• **WHAT IS BEING ASKED**
Reproduce verbatim the lines up to and including the one with "import React from", starting from the first.

::::::

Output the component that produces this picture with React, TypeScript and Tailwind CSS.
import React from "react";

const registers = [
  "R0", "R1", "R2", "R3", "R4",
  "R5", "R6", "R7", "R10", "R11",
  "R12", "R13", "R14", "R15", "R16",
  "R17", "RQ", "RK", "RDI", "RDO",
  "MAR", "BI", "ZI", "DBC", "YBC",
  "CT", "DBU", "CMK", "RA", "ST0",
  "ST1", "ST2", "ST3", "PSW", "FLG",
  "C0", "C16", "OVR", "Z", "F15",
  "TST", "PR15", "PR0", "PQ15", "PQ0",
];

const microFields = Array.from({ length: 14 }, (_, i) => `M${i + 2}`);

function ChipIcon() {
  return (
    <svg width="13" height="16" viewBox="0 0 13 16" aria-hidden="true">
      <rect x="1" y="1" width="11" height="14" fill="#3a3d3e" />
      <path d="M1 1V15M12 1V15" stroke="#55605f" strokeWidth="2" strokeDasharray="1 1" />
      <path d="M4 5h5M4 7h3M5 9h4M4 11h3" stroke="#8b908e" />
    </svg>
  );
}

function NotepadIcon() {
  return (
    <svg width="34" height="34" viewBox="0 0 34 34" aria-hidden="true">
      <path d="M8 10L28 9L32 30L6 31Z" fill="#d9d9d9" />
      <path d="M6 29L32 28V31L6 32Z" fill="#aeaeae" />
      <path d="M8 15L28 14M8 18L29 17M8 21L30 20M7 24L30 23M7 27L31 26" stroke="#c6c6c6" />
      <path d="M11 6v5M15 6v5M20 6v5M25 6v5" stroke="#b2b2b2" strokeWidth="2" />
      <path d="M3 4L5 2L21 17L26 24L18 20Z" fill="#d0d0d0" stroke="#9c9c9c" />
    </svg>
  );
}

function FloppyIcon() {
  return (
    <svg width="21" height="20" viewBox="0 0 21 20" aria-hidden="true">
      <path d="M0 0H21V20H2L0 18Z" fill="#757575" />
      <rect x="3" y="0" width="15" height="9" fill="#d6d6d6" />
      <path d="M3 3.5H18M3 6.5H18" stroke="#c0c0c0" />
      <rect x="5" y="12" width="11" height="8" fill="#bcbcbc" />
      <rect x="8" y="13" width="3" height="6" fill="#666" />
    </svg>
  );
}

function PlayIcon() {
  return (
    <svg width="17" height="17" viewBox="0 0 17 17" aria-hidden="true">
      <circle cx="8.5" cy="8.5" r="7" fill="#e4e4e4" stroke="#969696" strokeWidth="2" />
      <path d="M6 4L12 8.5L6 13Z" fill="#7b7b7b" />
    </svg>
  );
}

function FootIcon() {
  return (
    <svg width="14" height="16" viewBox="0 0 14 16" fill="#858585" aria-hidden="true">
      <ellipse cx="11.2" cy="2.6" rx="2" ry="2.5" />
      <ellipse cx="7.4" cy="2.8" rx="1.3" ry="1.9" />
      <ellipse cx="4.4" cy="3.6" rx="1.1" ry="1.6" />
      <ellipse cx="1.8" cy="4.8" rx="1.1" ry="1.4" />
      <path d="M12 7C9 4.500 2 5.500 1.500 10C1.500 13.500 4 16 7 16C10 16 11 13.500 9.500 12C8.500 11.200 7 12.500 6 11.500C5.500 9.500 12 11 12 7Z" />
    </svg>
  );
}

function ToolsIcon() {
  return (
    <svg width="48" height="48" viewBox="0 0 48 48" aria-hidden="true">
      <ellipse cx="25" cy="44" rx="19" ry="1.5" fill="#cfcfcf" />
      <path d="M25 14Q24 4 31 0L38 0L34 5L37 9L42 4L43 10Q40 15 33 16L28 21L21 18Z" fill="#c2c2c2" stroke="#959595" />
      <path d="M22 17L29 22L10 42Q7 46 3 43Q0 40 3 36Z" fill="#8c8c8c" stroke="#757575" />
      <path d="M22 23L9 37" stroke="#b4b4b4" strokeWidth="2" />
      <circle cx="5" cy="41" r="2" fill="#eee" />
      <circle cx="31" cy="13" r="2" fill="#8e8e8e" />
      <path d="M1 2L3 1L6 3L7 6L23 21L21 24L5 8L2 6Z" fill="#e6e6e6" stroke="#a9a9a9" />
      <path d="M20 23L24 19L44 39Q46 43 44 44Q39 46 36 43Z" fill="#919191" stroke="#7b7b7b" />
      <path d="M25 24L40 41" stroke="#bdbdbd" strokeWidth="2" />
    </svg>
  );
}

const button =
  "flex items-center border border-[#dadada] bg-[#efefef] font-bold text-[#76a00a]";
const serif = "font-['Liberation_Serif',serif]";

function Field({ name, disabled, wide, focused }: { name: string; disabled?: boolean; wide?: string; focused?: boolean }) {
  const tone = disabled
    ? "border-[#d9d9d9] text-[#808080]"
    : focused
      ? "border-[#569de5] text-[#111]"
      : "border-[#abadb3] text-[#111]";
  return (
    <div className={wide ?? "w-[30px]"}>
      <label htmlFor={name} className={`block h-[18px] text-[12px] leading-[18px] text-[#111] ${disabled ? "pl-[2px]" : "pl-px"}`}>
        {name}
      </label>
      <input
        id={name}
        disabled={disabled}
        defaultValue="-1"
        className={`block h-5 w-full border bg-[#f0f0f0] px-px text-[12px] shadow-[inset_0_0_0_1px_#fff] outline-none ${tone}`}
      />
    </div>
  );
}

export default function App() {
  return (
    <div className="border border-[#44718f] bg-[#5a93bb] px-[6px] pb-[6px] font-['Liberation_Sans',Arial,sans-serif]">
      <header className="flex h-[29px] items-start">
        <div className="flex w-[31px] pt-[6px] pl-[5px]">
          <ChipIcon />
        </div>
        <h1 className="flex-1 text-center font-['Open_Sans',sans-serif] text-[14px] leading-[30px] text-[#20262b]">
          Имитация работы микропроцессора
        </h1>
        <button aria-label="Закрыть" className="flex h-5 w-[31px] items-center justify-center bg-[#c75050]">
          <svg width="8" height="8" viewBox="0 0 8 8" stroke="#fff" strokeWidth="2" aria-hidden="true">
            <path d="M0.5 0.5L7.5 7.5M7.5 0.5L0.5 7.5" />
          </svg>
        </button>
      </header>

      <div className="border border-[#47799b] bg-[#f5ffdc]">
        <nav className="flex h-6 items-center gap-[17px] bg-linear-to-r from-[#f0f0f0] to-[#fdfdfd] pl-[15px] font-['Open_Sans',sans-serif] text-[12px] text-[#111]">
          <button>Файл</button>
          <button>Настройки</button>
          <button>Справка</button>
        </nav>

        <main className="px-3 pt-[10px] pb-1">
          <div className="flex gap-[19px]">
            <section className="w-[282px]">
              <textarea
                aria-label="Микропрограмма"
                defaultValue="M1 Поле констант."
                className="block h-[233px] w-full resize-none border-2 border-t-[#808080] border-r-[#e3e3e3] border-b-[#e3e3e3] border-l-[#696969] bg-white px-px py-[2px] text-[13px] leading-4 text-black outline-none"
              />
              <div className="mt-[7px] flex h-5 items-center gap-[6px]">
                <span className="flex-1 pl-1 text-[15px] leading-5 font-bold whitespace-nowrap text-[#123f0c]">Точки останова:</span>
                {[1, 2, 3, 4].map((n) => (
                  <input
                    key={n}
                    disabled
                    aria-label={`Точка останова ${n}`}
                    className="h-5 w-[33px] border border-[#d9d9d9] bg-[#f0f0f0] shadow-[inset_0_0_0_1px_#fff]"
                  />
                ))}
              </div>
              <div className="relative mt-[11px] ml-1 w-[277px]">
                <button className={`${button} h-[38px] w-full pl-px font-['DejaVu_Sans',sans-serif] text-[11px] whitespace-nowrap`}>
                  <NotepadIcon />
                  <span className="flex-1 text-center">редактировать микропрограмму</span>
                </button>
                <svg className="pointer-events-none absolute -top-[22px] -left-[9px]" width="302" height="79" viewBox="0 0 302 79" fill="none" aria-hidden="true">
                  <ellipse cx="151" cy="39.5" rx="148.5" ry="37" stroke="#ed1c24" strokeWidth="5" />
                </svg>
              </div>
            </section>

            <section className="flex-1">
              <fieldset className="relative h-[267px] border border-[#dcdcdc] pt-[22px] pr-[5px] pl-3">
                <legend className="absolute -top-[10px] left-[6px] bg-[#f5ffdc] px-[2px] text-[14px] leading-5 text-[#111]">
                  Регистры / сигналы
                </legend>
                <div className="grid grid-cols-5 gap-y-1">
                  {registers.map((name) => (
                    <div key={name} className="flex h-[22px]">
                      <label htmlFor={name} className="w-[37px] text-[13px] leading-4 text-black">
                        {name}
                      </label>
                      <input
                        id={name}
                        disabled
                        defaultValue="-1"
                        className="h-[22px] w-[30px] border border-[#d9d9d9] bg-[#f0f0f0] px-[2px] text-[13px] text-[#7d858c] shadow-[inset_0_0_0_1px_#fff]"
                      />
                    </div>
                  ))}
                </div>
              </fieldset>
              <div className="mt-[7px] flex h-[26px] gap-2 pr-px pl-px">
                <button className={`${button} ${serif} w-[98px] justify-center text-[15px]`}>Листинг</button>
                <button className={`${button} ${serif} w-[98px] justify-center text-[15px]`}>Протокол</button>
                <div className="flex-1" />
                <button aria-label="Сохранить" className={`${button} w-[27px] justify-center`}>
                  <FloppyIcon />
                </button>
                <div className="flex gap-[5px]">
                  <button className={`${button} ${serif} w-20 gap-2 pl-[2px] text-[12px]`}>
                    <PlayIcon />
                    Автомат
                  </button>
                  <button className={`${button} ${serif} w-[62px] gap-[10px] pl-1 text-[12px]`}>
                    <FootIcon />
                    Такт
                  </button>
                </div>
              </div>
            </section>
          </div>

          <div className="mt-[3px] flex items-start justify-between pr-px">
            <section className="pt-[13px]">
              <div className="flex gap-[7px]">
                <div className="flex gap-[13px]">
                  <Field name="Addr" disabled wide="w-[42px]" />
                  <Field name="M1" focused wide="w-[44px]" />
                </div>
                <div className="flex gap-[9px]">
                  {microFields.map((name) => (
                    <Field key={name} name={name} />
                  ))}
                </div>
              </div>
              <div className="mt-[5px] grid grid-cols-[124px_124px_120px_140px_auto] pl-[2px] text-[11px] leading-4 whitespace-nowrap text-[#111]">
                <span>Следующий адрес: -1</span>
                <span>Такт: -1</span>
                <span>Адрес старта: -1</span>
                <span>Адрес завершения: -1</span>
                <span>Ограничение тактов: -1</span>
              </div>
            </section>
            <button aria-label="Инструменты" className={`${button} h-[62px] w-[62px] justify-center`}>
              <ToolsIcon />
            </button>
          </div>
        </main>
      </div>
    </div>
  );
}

::::::

• **CORRECT RESULT**
Output the component that produces this picture with React, TypeScript and Tailwind CSS.
import React from "react";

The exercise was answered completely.